++++ Material for this task ++++
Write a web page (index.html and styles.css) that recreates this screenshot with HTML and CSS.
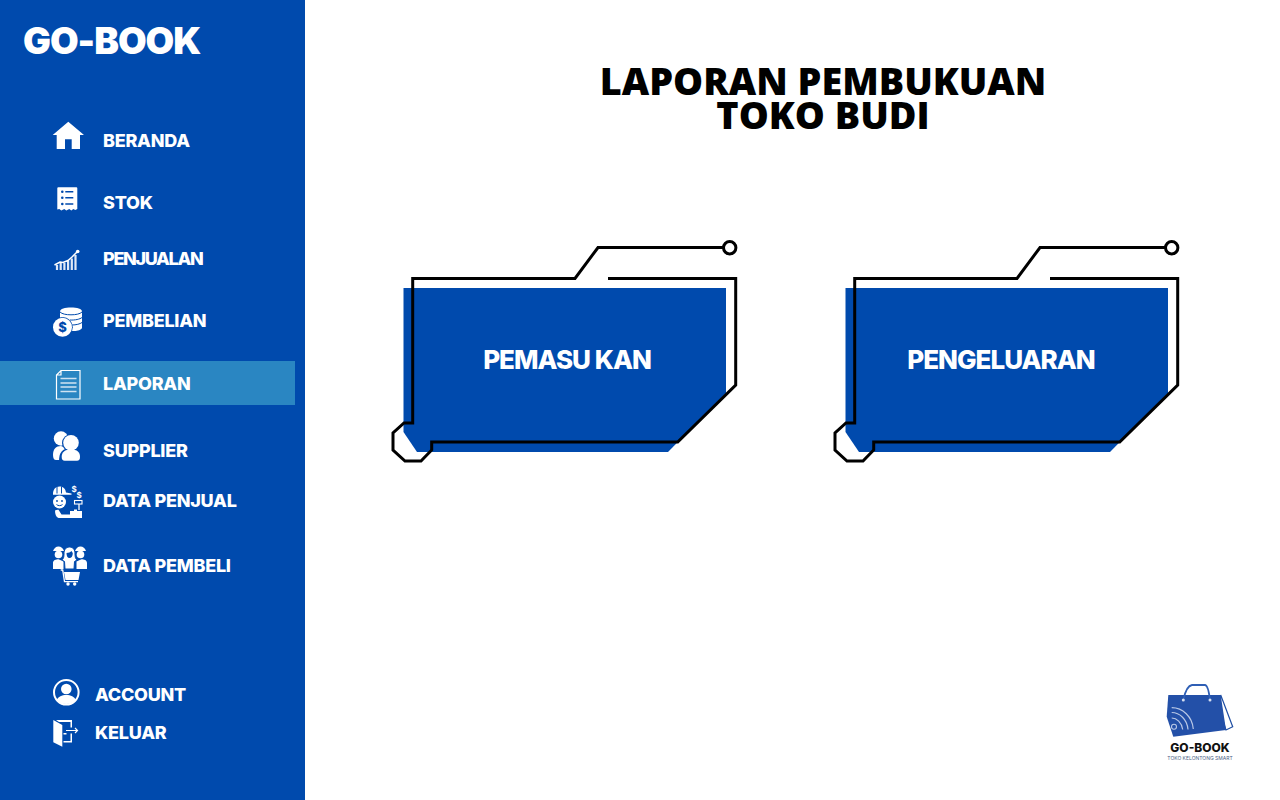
++++
++++ Material for this task ++++
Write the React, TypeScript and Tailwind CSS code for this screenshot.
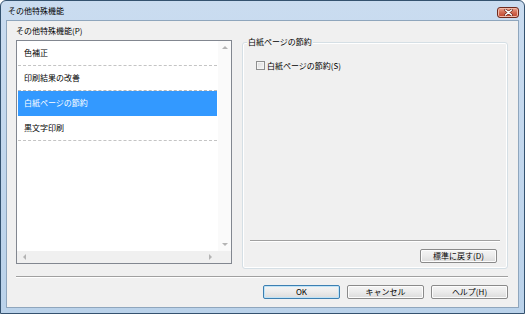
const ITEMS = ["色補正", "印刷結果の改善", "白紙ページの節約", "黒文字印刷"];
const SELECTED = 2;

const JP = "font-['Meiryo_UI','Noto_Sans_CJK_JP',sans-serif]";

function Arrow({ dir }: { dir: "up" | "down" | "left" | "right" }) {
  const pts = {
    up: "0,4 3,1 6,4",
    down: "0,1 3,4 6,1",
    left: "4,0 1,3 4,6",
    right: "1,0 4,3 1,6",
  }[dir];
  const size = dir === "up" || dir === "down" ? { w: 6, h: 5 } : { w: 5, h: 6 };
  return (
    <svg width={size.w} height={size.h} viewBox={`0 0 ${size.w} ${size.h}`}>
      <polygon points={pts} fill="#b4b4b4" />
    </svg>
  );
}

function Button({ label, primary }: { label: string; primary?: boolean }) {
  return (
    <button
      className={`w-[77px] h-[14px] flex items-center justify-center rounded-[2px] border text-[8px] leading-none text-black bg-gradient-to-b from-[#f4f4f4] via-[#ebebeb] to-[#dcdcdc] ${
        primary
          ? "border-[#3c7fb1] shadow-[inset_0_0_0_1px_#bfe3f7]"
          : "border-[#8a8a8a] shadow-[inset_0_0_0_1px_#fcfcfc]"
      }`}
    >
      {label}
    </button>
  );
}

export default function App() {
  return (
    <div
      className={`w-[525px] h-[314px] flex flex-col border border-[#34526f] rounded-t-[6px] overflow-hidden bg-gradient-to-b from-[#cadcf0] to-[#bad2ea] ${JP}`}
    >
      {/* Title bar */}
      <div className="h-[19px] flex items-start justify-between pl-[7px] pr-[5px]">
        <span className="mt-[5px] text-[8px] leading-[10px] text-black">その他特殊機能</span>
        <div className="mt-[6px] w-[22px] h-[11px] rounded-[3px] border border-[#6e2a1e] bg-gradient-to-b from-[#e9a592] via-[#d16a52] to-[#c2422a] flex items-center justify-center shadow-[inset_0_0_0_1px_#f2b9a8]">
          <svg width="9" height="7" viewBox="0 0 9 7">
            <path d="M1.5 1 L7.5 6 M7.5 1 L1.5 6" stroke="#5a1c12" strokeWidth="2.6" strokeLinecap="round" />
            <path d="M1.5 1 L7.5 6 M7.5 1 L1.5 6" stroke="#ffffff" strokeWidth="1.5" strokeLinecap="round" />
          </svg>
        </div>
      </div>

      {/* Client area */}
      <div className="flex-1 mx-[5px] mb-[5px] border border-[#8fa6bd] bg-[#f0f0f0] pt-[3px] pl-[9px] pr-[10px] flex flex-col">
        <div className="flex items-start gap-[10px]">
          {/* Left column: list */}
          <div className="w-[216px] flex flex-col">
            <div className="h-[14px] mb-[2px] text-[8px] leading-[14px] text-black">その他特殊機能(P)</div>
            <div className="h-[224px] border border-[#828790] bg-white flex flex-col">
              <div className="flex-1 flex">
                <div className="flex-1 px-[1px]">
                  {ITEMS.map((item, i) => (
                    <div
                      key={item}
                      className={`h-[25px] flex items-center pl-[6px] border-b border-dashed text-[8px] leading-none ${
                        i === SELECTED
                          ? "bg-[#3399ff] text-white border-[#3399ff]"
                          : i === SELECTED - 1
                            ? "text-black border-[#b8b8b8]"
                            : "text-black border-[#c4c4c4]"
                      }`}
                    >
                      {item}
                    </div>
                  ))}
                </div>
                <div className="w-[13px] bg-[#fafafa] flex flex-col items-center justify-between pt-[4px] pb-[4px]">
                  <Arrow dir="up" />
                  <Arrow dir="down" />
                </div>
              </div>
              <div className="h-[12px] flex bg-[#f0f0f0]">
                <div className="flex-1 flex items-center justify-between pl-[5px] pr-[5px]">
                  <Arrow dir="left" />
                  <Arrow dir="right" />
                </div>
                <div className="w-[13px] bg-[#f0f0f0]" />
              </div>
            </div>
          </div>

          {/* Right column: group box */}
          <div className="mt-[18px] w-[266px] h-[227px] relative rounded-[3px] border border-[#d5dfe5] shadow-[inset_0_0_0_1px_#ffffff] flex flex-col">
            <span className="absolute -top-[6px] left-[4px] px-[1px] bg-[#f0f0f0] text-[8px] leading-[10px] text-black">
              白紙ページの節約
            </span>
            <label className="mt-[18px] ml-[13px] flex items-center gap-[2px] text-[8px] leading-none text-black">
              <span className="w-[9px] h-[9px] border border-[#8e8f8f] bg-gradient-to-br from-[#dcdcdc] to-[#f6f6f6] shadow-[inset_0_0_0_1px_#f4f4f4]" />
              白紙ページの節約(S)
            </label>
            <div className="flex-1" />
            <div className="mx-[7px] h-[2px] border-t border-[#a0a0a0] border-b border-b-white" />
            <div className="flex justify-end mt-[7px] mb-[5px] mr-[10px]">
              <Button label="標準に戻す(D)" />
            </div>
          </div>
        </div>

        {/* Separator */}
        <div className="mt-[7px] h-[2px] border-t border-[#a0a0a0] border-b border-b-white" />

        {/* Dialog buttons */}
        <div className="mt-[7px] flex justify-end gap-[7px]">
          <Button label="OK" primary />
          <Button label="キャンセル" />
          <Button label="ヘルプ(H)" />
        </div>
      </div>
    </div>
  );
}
++++
++++ Material for this task ++++
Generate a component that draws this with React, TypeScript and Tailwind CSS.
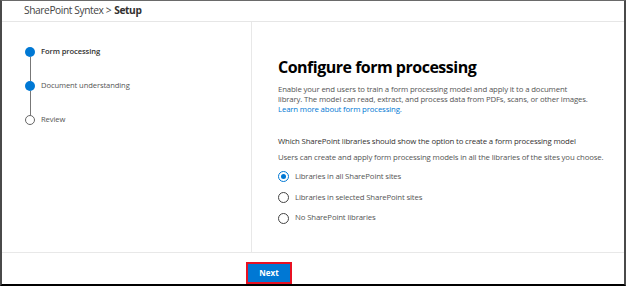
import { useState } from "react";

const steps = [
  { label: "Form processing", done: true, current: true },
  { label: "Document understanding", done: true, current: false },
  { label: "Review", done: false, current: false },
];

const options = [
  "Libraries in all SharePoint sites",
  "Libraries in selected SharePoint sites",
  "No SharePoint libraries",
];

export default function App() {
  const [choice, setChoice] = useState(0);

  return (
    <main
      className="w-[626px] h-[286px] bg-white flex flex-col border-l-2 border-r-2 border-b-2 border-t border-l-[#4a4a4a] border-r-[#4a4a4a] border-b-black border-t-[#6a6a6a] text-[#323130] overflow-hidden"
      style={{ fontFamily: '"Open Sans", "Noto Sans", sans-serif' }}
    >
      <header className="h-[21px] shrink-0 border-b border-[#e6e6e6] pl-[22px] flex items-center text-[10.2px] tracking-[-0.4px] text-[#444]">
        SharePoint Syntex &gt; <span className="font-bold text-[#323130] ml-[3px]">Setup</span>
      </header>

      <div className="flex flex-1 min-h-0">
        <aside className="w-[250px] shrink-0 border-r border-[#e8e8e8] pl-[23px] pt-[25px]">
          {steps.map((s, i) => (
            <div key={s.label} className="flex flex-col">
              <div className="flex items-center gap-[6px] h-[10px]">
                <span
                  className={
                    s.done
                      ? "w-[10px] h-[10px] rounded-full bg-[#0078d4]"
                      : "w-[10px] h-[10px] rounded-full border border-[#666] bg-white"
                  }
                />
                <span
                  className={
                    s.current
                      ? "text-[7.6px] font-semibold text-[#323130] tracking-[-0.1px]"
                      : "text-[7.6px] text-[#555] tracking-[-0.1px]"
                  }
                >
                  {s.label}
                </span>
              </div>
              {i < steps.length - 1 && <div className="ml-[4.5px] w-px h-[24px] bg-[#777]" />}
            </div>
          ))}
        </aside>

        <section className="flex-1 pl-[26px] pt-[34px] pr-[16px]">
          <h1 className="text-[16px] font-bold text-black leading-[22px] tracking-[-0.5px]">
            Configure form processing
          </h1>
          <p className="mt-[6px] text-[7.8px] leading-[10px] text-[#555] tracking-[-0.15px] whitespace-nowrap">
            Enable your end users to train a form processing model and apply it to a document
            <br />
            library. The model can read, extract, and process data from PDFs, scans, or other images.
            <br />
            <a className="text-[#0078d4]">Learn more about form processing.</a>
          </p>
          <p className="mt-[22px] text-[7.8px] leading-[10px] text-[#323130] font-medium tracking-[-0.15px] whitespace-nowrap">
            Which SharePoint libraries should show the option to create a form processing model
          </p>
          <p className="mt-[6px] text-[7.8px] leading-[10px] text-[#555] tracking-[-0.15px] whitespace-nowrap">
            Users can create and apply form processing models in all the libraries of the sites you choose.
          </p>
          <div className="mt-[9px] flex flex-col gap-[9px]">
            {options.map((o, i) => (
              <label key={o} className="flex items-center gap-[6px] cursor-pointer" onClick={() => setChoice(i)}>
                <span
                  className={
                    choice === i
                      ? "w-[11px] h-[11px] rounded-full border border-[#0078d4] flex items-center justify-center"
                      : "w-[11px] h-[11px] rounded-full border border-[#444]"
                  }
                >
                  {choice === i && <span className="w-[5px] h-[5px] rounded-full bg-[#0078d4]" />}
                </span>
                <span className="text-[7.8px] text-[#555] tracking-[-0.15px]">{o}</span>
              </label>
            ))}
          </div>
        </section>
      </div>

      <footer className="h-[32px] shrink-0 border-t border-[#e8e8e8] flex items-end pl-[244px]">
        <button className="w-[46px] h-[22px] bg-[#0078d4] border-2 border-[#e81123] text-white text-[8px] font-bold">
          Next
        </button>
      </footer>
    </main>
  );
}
++++
Only the lines from the one with "Generate a component" through the one with "const [choice, setChoice] = useState(0);", both included, go in the copy, exactly as written. Leave the pictures behind.

Generate a component that draws this with React, TypeScript and Tailwind CSS.
import { useState } from "react";

const steps = [
  { label: "Form processing", done: true, current: true },
  { label: "Document understanding", done: true, current: false },
  { label: "Review", done: false, current: false },
];

const options = [
  "Libraries in all SharePoint sites",
  "Libraries in selected SharePoint sites",
  "No SharePoint libraries",
];

export default function App() {
  const [choice, setChoice] = useState(0);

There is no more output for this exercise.